G.I. Joe was the sort of 80s animated series that didn’t necessarily excel in answering questions, but here’s one that maybe should have been answered: where exactly did Cobra find all its soldiers? Knowing may have been half the battle, but maybe you could cut the battle by another half if you could dry up Cobra’s recruitment. Instead, there’s a ton of generally faceless guys who seem to line up in order for the Joes, a military unit with the loosest uniform standards in the entire American Defense Department (thanks for that joke, Robot Chicken), to punch out by the dozen. Its a good thing the Joes couldn’t shoot any straighter than Cobra could, because that would have been rather messy.

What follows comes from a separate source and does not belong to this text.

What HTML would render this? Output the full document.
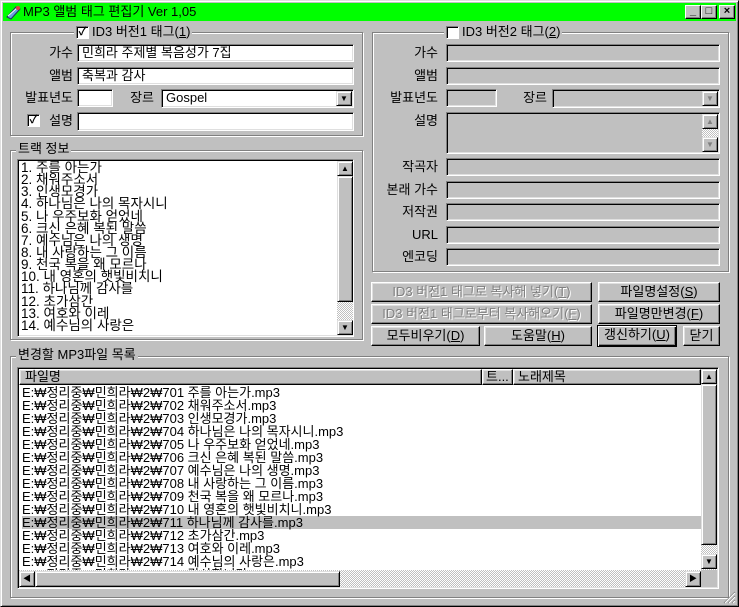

Seriously, where do groups like Cobra find recruits? Who lines up to join them? I suppose the same question could be applied to modern world terrorist organizations, but unlike them, Cobra had a whole island that everyone knew about. I am sure a more pro-active group like Seal Team 6 would have stormed that place and taken out the top leadership in about a minute and a half (again, thanks for the joke, Robot Chicken). Cobra had cheap equipment, and most missions had the Joes rounding up the foot soldiers by the hundreds to, I dunno, go to prison somewhere. And its not as if Cobra is alone here.
The evil army is a trope that’s been around for ages. Individual soldiers are never a match for the protagonist hero. They’ll just slow him down. If these sorts of stories were more retrospective, I am sure they would explain where and how these forces get their recruits. Is there a signing bonus? Conscription? What if you’re the orc who would really rather stay home on your Mordorian farm and don’t care to overrun the kingdoms of Men and Elves?
At least orcs are a species that make some sense. Mordor also recruited a lot of men riding giant elephant things. Why sign up for that bunch?
For that matter, who becomes a Stormtrooper?
Then again, the Empire looked like the winning side a few times.
Its a staple of genre fiction for armies to form, composed of, I suppose, the disaffected youth and unemployed of the setting. Join the Empire! See the Galaxy! Get shot by a farm boy with Jedi potential!
It’s not something we think about, because they guys aren’t the heroes. They’re not even the villains. They’re the guys for the heroes to plow through on their way to the villain. They don’t need motivation. They can be the Foot Clan trying to stop some Ninja Turtles, Hydra looking to bring down Captain America, or the Soggies looking to oversaturate Cap’n Crunch. They don’t have origins. They don’t have individual personalities. They just need to go down.
Of course, there is a group that, no matter how many you beat, eventually seem to win more often than not. And unlike the others, they don’t really need to worry about motivation and their origins explain their behavior just fine. Of course, they’re also brainless.